AD: I think the answer is here today, in this in this building. Which is that no matter what we do, no matter how we try to dress up agendas and manipulate space to their ends, the universal things that touch human beings are not going to change. Light, air, space, proportion. Feelings of being secure and protected but also being in awe of something.
RE: Features that makes us human.
AD: So when people look at your work – as they will in this exhibition – there needs to be an understanding of how your compositional strength, your use of light and shadow and colour, all of it was in pursuit of harnessing those universal traits.
RE: It's about how to create a timeless architecture, which is case in point the building we’re in. This building is around 75 years old.
AD: And not built for the rich.
RE: On the contrary. So what about air? What about proportion? Those things are not included anymore. Get them back. I remember walking into Louis Kahn's building at Yale (the British Centre for Art) and thinking – we can still do it. The way he blends wood, marble, concrete. It's a poem. It's a visual poem. and that's what we should be thinking of. It's also about creating ‘space’ in architecture – it's about silence. In a way, music, for example, is more about the silence between the notes than the notes themselves. Because, in fact, I don't know if Luis Barragán's chapel (Chapel of the Capuchinas Sacramentarias), for example – which is absolute minimalism – works more emotionally than perhaps it does functionally, which is also what a lot of people say about my architecture.
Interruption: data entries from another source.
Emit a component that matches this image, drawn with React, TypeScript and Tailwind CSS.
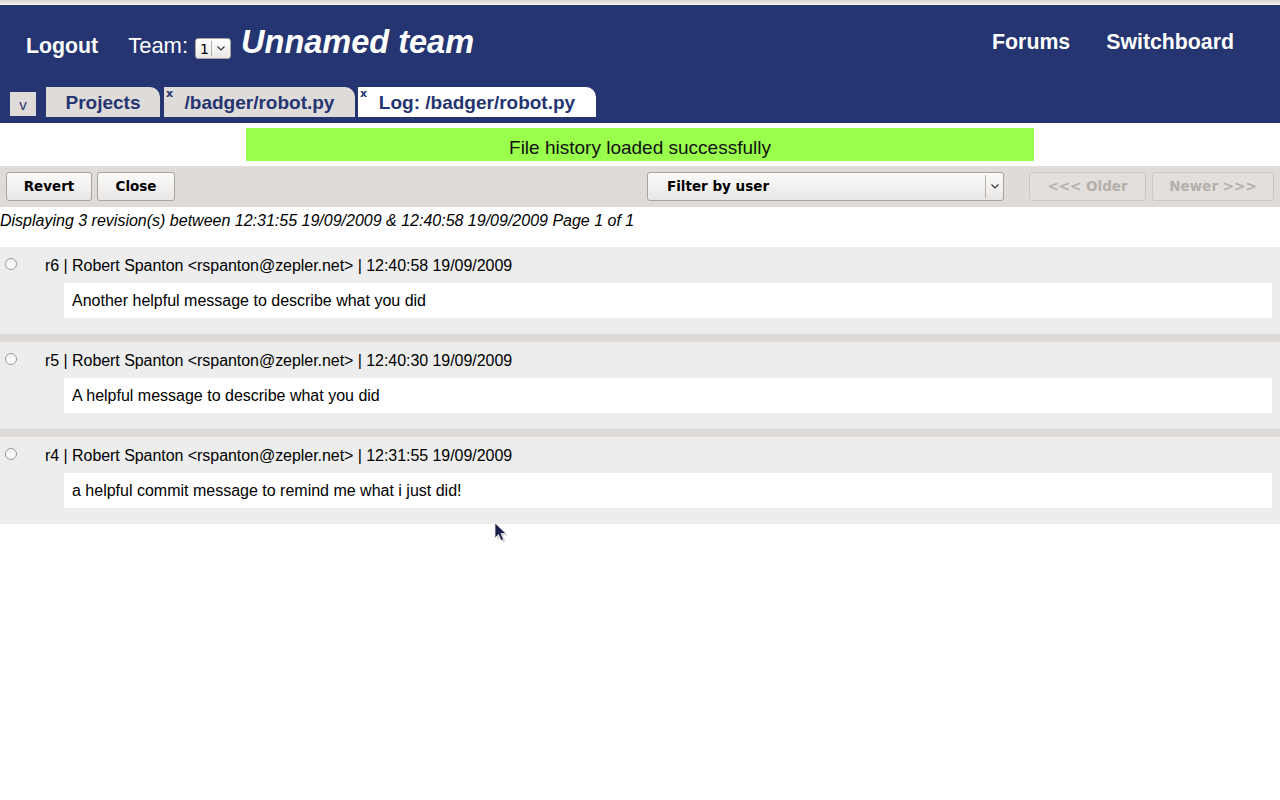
import React from "react";

function Chevron({ className = "" }: { className?: string }) {
  return (
    <svg width="8" height="5" viewBox="0 0 8 5" className={className}>
      <path d="M0.5 0.5 L4 4 L7.5 0.5" fill="none" stroke="#333" strokeWidth="1.1" />
    </svg>
  );
}

function Tab({
  label,
  width,
  active,
  closable,
}: {
  label: string;
  width: string;
  active?: boolean;
  closable?: boolean;
}) {
  return (
    <div
      className={`relative h-[30px] ${width} rounded-tr-[10px] flex items-center justify-center ${
        active ? "bg-white" : "bg-[#dfdbd8]"
      }`}
    >
      {closable && (
        <span className="absolute left-[2px] top-[1px] text-[11px] leading-none font-bold text-[#253571] font-['DejaVu_Sans',sans-serif]">
          x
        </span>
      )}
      <span className="text-[19px] font-bold text-[#253571] leading-none">{label}</span>
    </div>
  );
}

function Btn({ label, width, disabled }: { label: string; width: string; disabled?: boolean }) {
  return (
    <div
      className={`h-[29px] ${width} rounded-[3px] border flex items-center justify-center text-[13.5px] font-bold font-['DejaVu_Sans',sans-serif] ${
        disabled
          ? "border-[#cdc8c3] bg-[#e3dfdc] text-[#b3afab]"
          : "border-[#a9a49f] bg-gradient-to-b from-[#fbfbfa] to-[#e9e7e5] text-black"
      }`}
    >
      {label}
    </div>
  );
}

function Row({ header, message }: { header: string; message: string }) {
  return (
    <div className="flex bg-[#ededed] h-[87px]">
      <div className="w-[45px] pl-[5px] pt-[11px]">
        <div className="w-[12px] h-[12px] rounded-full border border-[#9a9a9a] bg-gradient-to-b from-[#f2f2f2] to-white" />
      </div>
      <div className="flex-1 pr-[8px] pt-[10px]">
        <div className="text-[16px] leading-[18px] tracking-[-0.05px] text-black">{header}</div>
        <div className="ml-[19px] mt-[8px] h-[35px] bg-white flex items-center pl-[8px] text-[16px] leading-[18px] text-black">
          {message}
        </div>
      </div>
    </div>
  );
}

export default function App() {
  return (
    <div className="relative w-[1280px] h-[800px] bg-white font-['Liberation_Sans',Arial,sans-serif] overflow-hidden">
      <div className="h-[5px] bg-gradient-to-b from-[#d9d6d2] to-[#f3f2f0]" />
      <div className="bg-[#253571]">
        <div className="flex justify-between h-[78px]">
          <div className="flex items-baseline pl-[26px] pt-[21px] text-white leading-none">
            <span className="text-[21.3px] font-bold">Logout</span>
            <span className="text-[22px] ml-[30px]">Team:</span>
            <span className="self-start mt-[12px] ml-[7px] inline-flex items-center h-[21px] w-[36px] rounded-[3px] border border-[#a9a49f] bg-gradient-to-b from-white to-[#ebe9e7] text-black">
              <span className="text-[14px] leading-none pl-[4px] pr-[2px] font-['DejaVu_Sans',sans-serif]">1</span>
              <span className="h-[15px] w-px bg-[#b5b0ab]" />
              <span className="flex-1 flex justify-center">
                <Chevron />
              </span>
            </span>
            <span className="text-[32.5px] font-bold italic ml-[10px]">Unnamed team</span>
          </div>
          <div className="flex items-baseline pr-[46px] pt-[27px] gap-[36px] text-white leading-none">
            <span className="text-[21.3px] font-bold">Forums</span>
            <span className="text-[21.3px] font-bold">Switchboard</span>
          </div>
        </div>
        <div className="flex items-end h-[40px] pl-[10px] pb-[6px]">
          <div className="w-[26px] h-[24px] mb-[1px] bg-[#dfdbd8] flex items-center justify-center text-[15px] text-[#253571] leading-none">
            v
          </div>
          <div className="ml-[10px]">
            <Tab label="Projects" width="w-[114px]" />
          </div>
          <div className="ml-[4px]">
            <Tab label="/badger/robot.py" width="w-[191px]" closable />
          </div>
          <div className="ml-[3px]">
            <Tab label="Log: /badger/robot.py" width="w-[238px]" active closable />
          </div>
        </div>
      </div>

      <div className="mt-[5px] mx-auto w-[788px] h-[33px] bg-[#99ff4c] flex items-center justify-center pt-[6px] text-[19px] leading-none text-[#111]">
        File history loaded successfully
      </div>

      <div className="mt-[5px] h-[41px] bg-[#dfdbd8] flex items-center justify-between px-[6px]">
        <div className="flex gap-[5px]">
          <Btn label="Revert" width="w-[86px]" />
          <Btn label="Close" width="w-[78px]" />
        </div>
        <div className="flex items-center">
          <div className="h-[29px] w-[357px] rounded-[3px] border border-[#a9a49f] bg-gradient-to-b from-[#fbfbfa] to-[#e9e7e5] flex items-center">
            <span className="flex-1 pl-[19px] text-[13.5px] font-bold font-['DejaVu_Sans',sans-serif] text-black">
              Filter by user
            </span>
            <span className="h-[23px] w-px bg-[#b5b0ab]" />
            <span className="w-[17px] flex justify-center">
              <Chevron />
            </span>
          </div>
          <div className="ml-[25px]">
            <Btn label="<<< Older" width="w-[117px]" disabled />
          </div>
          <div className="ml-[6px]">
            <Btn label="Newer >>>" width="w-[122px]" disabled />
          </div>
        </div>
      </div>

      <div className="mt-[5px] text-[16px] leading-[18px] italic text-black">
        Displaying 3 revision(s) between 12:31:55 19/09/2009 &amp; 12:40:58 19/09/2009 Page 1 of 1
      </div>

      <div className="mt-[17px] flex flex-col">
        <Row
          header="r6 | Robert Spanton <rspanton@zepler.net> | 12:40:58 19/09/2009"
          message="Another helpful message to describe what you did"
        />
        <div className="h-[8px] bg-[#dfdbd8]" />
        <Row
          header="r5 | Robert Spanton <rspanton@zepler.net> | 12:40:30 19/09/2009"
          message="A helpful message to describe what you did"
        />
        <div className="h-[8px] bg-[#dfdbd8]" />
        <Row
          header="r4 | Robert Spanton <rspanton@zepler.net> | 12:31:55 19/09/2009"
          message="a helpful commit message to remind me what i just did!"
        />
      </div>

      <svg className="absolute left-[494px] top-[522px]" width="14" height="22" viewBox="0 0 14 22">
        <path d="M2 2 L2 17 L5.5 13.5 L8 19.5 L10.5 18.5 L8 12.5 L13 12.5 Z" fill="rgba(0,0,0,0.15)" transform="translate(1,1)" />
        <path d="M1 1 L1 16 L4.5 12.5 L7 18.5 L9.5 17.5 L7 11.5 L12 11.5 Z" fill="#1a1f4a" stroke="#e8e8e8" strokeWidth="0.8" />
      </svg>
    </div>
  );
}
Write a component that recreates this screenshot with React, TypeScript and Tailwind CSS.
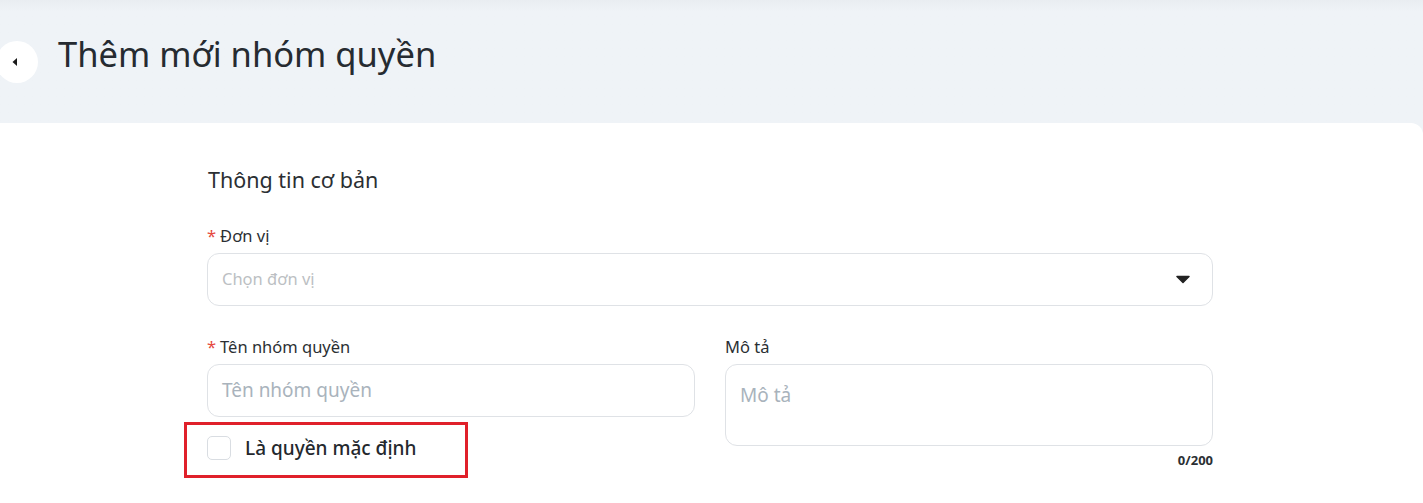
import { useState } from "react";

export default function App() {
  const [isDefault, setIsDefault] = useState(false);

  return (
    <div className="min-h-screen bg-[#eff3f7] font-['Noto_Sans',sans-serif] text-[#262b31]">
      {/* header */}
      <header className="h-[123px] bg-gradient-to-b from-[#e9edf1] to-[#eff3f7] to-[12px] flex items-center">
        <button className="ml-[-4px] w-[42px] h-[42px] rounded-full bg-white flex items-center justify-center pr-[4px]">
          <svg width="8" height="10" viewBox="0 0 8 10">
            <path d="M6 1 L1.5 5 L6 9 Z" fill="#1a1a1a" />
          </svg>
        </button>
        <h1 className="ml-[20px] mb-[16px] text-[34.5px] leading-[44px] font-normal">Thêm mới nhóm quyền</h1>
      </header>

      {/* card */}
      <main className="bg-white rounded-tr-[12px] min-h-[380px] pl-[207px]">
        <div className="w-[1006px] pt-[42px]">
          <h2 className="pl-[1px] text-[21.5px] text-[#2b2f33] leading-[30px]">Thông tin cơ bản</h2>

          <div className="mt-[30px]">
            <Label required>Đơn vị</Label>
            <div className="mt-[6px] h-[53px] rounded-[12px] border border-[#dfe2e6] flex items-center px-[14px] justify-between">
              <span className="text-[16.5px] text-[#bcbfc3]">Chọn đơn vị</span>
              <svg width="14" height="9" viewBox="0 0 14 9" className="mr-[8px]">
                <path d="M1 1.5 H13 L7 7.5 Z" fill="#222" stroke="#222" strokeLinejoin="round" strokeWidth="1.5" />
              </svg>
            </div>
          </div>

          <div className="mt-[30px] grid grid-cols-2 gap-[30px]">
            <div>
              <Label required>Tên nhóm quyền</Label>
              <div className="mt-[6px] h-[53px] rounded-[12px] border border-[#dfe2e6] flex items-center px-[14px]">
                <span className="text-[19px] text-[#a9b3bc]">Tên nhóm quyền</span>
              </div>
              <div className="relative mt-[18px] flex items-center">
                <div className="absolute left-[-23px] top-[-13px] w-[284px] h-[56px] border-[3px] border-[#e0202a] pointer-events-none" />
                <button
                  onClick={() => setIsDefault(!isDefault)}
                  className="w-[24px] h-[24px] rounded-[5px] border border-[#d9dde2] bg-white"
                />
                <span className="ml-[14px] text-[19px] leading-[26px] font-medium text-[#24282d]">Là quyền mặc định</span>
              </div>
            </div>
            <div>
              <Label>Mô tả</Label>
              <div className="mt-[6px] h-[82px] rounded-[12px] border border-[#dfe2e6] px-[14px] pt-[16px]">
                <span className="text-[19px] text-[#a9b3bc]">Mô tả</span>
              </div>
              <div className="mt-[5px] text-right text-[13px] font-bold text-[#2b2f33]">0/200</div>
            </div>
          </div>
        </div>
      </main>
    </div>
  );
}

function Label({ children, required }: { children: string; required?: boolean }) {
  return (
    <div className="text-[16.5px] leading-[22px] text-[#2b2f33]">
      {required && <span className="text-[#e5483d] mr-[4px]">*</span>}
      {children}
    </div>
  );
}
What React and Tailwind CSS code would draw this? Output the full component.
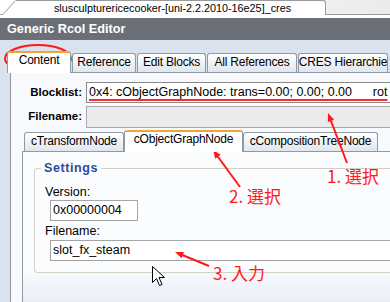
import React from 'react';

const Tab = ({ label, active, className = '' }) => (
  <div
    className={
      active
        ? `relative z-10 -mb-px h-[22px] bg-white border border-b-0 border-[#8f9aa5] border-t-2 border-t-[#eaa53b] rounded-t-[3px] flex justify-center shrink-0 ${className}`
        : `h-[19px] pt-[1px] bg-gradient-to-b from-white to-[#dfe6ee] border border-b-0 border-[#8f9aa5] rounded-t-[3px] flex justify-center shrink-0 ${className}`
    }
  >
    <span className="text-[12px] leading-[14px] tracking-[-0.2px] text-black whitespace-nowrap">{label}</span>
  </div>
);

const Arrow = ({ x1, y1, x2, y2 }) => {
  const a = Math.atan2(y2 - y1, x2 - x1);
  const l = 9;
  const w = 0.38;
  const p1 = [x2 - l * Math.cos(a - w), y2 - l * Math.sin(a - w)];
  const p2 = [x2 - l * Math.cos(a + w), y2 - l * Math.sin(a + w)];
  return (
    <g>
      <line x1={x1} y1={y1} x2={x2 - 4 * Math.cos(a)} y2={y2 - 4 * Math.sin(a)} stroke="#ff1a1a" strokeWidth="2" />
      <polygon points={`${x2},${y2} ${p1[0]},${p1[1]} ${p2[0]},${p2[1]}`} fill="#ff1a1a" />
    </g>
  );
};

const Note = ({ text, className }) => (
  <div
    className={`absolute text-[17px] leading-none text-[#ff1a1a] whitespace-nowrap ${className}`}
    style={{ fontFamily: '"Noto Sans CJK JP", sans-serif' }}
  >
    {text}
  </div>
);

export default function App() {
  return (
    <div
      className="relative w-[390px] h-[302px] overflow-hidden bg-[#d9e2ed] flex flex-col"
      style={{ fontFamily: '"Liberation Sans", Arial, sans-serif' }}
    >
      {/* document tab strip */}
      <div className="h-[15px] shrink-0 bg-gradient-to-r from-white via-[#f6f6f6] to-[#ebebeb] border-b border-[#9a9a9a] flex items-end pl-[2px]">
        <svg width="14" height="15" className="shrink-0 -mb-px" viewBox="0 0 14 15">
          <polygon points="0,15 13,0.5 14,0.5 14,15" fill="#fff" />
          <line x1="0.5" y1="15" x2="13.5" y2="0.5" stroke="#9a9a9a" strokeWidth="1" />
        </svg>
        <div className="w-[310px] h-[15px] -mb-px bg-white border-t border-r border-[#9a9a9a] rounded-tr-[3px] flex items-center justify-center pl-[4px]">
          <span className="text-[10.8px] leading-none text-black whitespace-nowrap">slusculpturericecooker-[uni-2.2.2010-16e25]_cres</span>
        </div>
      </div>
      <div className="h-[3px] shrink-0 bg-white" />

      {/* title bar */}
      <div className="h-[22px] shrink-0 bg-[#6b7078] flex items-center px-[7px]">
        <span className="text-white font-bold text-[12.7px] leading-none">Generic Rcol Editor</span>
      </div>

      {/* outer tabs */}
      <div className="flex-1 flex flex-col pt-[11px]">
        <div className="flex items-end pl-[7px] gap-[1px] h-[21px]">
          <Tab label="Content" active className="w-[64px]" />
          <Tab label="Reference" className="w-[64px]" />
          <Tab label="Edit Blocks" className="w-[69px]" />
          <Tab label="All References" className="w-[90px]" />
          <Tab label="CRES Hierarchie" className="w-[90px]" />
        </div>

        <div className="flex-1 ml-[10px] bg-[#f8f9fc] border-l border-t border-[#8f9aa5] flex flex-col pt-[9px]">
          <div className="grid grid-cols-[71px_1fr] gap-x-[4px] gap-y-[3px] items-center">
            <span className="text-right font-bold text-[11.5px] leading-none text-black">Blocklist:</span>
            <div className="h-[21px] bg-white border border-[#8a8a8a] border-r-0 flex items-center pl-[2px] overflow-hidden">
              <span className="text-[12.5px] leading-none text-black whitespace-nowrap underline decoration-[#ff2a2a] decoration-[1.5px] underline-offset-[3px]">
                0x4: cObjectGraphNode: trans=0.00; 0.00; 0.00&nbsp;&nbsp;&nbsp;&nbsp;&nbsp;&nbsp;rot
              </span>
            </div>
            <span className="text-right font-bold text-[11.5px] leading-none text-black">Filename:</span>
            <div className="h-[22px] bg-[#ebebeb] border border-[#aaaaaa] border-r-0" />
          </div>

          {/* inner tabs */}
          <div className="flex items-end pl-[13px] mt-[2px] h-[21px]">
            <Tab label="cTransformNode" className="w-[100px]" />
            <Tab label="cObjectGraphNode" active className="w-[119px]" />
            <Tab label="cCompositionTreeNode" className="w-[135px]" />
          </div>

          <div className="flex-1 ml-[11px] bg-[#fbfcfd] border-l border-t border-[#8f9aa5] flex flex-col pt-[16px] pl-[11px]">
            <div className="relative border border-r-0 border-[#d0d0c4] rounded-l-[4px] pl-[10px] pt-[15px] pb-[11px]">
              <span className="absolute -top-[9px] left-[6px] px-[3px] bg-[#fbfcfd] text-[#2a4d9b] font-bold text-[12.5px] leading-[16px] tracking-[0.6px]">
                Settings
              </span>
              <div className="text-[12.5px] text-black leading-[16px]">Version:</div>
              <div className="ml-[5px] w-[88px] h-[21px] bg-white border border-[#a5a5a5] flex items-center px-[2px]">
                <span className="text-[12.5px] leading-none text-black">0x00000004</span>
              </div>
              <div className="mt-[2px] text-[12.5px] text-black leading-[16px]">Filename:</div>
              <div className="mt-[1px] ml-[5px] h-[21px] bg-white border border-r-0 border-[#a5a5a5] flex items-center px-[2px]">
                <span className="text-[12.5px] leading-none text-black">slot_fx_steam</span>
              </div>
            </div>
            <div className="flex-1 -ml-[11px] bg-gradient-to-b from-[#f7f9fc] to-[#eaeff7]" />
          </div>
        </div>
      </div>

      {/* annotations */}
      <svg className="absolute inset-0 pointer-events-none" width="390" height="302">
        <ellipse cx="38" cy="58.5" rx="33" ry="13.5" fill="none" stroke="#ff1a1a" strokeWidth="2" />
        <Arrow x1={347} y1={163} x2={328} y2={113} />
        <Arrow x1={240} y1={187} x2={213} y2={150} />
        <Arrow x1={209} y1={266} x2={175} y2={252} />
        {/* cursor */}
        <path
          d="M152.5 266.5 L152.5 282.5 L156.5 278.5 L159.5 285.5 L162 284.5 L159 277.5 L164.5 277.5 Z"
          fill="#fff"
          stroke="#000"
          strokeWidth="1"
        />
      </svg>
      <Note text="1. 選択" className="left-[327px] top-[167px]" />
      <Note text="2. 選択" className="left-[229px] top-[187px]" />
      <Note text="3. 入力" className="left-[213px] top-[264px]" />
    </div>
  );
}
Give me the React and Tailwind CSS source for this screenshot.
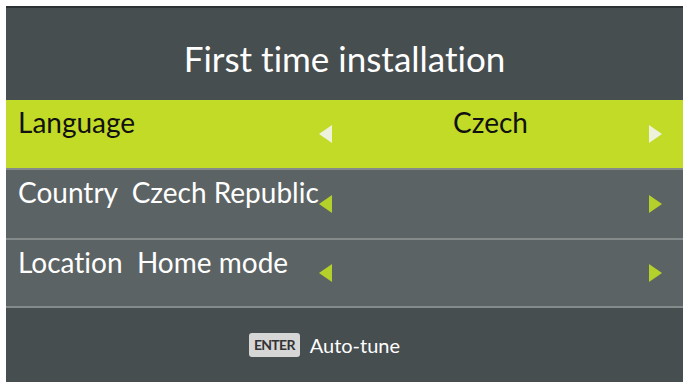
const font = { fontFamily: 'Lato, "Liberation Sans", sans-serif', fontVariantLigatures: 'none' };

function Arrow({ dir, color }) {
  return (
    <svg width="18" height="22" viewBox="0 0 18 22" className="block shrink-0">
      {dir === 'left' ? (
        <polygon points="16,2 16,20 3,11" fill={color} />
      ) : (
        <polygon points="2,2 2,20 15,11" fill={color} />
      )}
    </svg>
  );
}

function Row({ label, value, active, arrowColor, h = 'h-[70px]' }) {
  return (
    <div
      className={`flex ${h} items-center border-b-2 border-[#858b8b] ${
        active ? 'bg-[#c1db27] text-[#111]' : 'bg-[#5c6364] text-white'
      }`}
    >
      <div className="w-[310px] self-start pl-[12px] pt-[5px] text-[28px] leading-[34px] whitespace-pre">
        {label}
      </div>
      <Arrow dir="left" color={arrowColor} />
      <div className="flex-1 self-start pt-[5px] text-center text-[28px] leading-[34px]">{value}</div>
      <Arrow dir="right" color={arrowColor} />
      <div className="w-[18px]" />
    </div>
  );
}

export default function App() {
  return (
    <div className="h-[387px] w-[690px] bg-white pl-[6px] pt-[6px]" style={font}>
      <div className="w-[677px] border-t-2 border-[#2c3133]">
        <div className="flex h-[92px] items-center justify-center bg-[#474e50] pt-[8px] text-[35px] text-white">
          First time installation
        </div>
        <Row label="Language" value="Czech" active arrowColor="#eef2dc" />
        <Row label="Country  Czech Republic" value="" arrowColor="#b3d12a" />
        <Row label="Location  Home mode" value="" arrowColor="#b3d12a" h="h-[68px]" />
        <div className="flex h-[74px] items-center justify-center gap-[10px] bg-[#474e50] pr-[40px]">
          <span className="rounded-[3px] bg-[#d6d6d6] px-[5px] py-[4px] text-[14px] font-bold leading-[16px] tracking-tighter text-[#333]">
            ENTER
          </span>
          <span className="text-[20px] text-white">Auto-tune</span>
        </div>
      </div>
    </div>
  );
}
AD: There are different types of functioning.
RE: Yes, exactly. Because space is manipulative; the geography of the space influences the geography of the body – and that is far more important. You know, I've always said that architecture is not a profession, it's a vocation. Because in the end, the onus of the work of an architect is to create the environment within which we exist. How can we produce an architecture which makes us feel better? That's it. It's as simple as that. How can you create a space in which, one feels: this is beauty.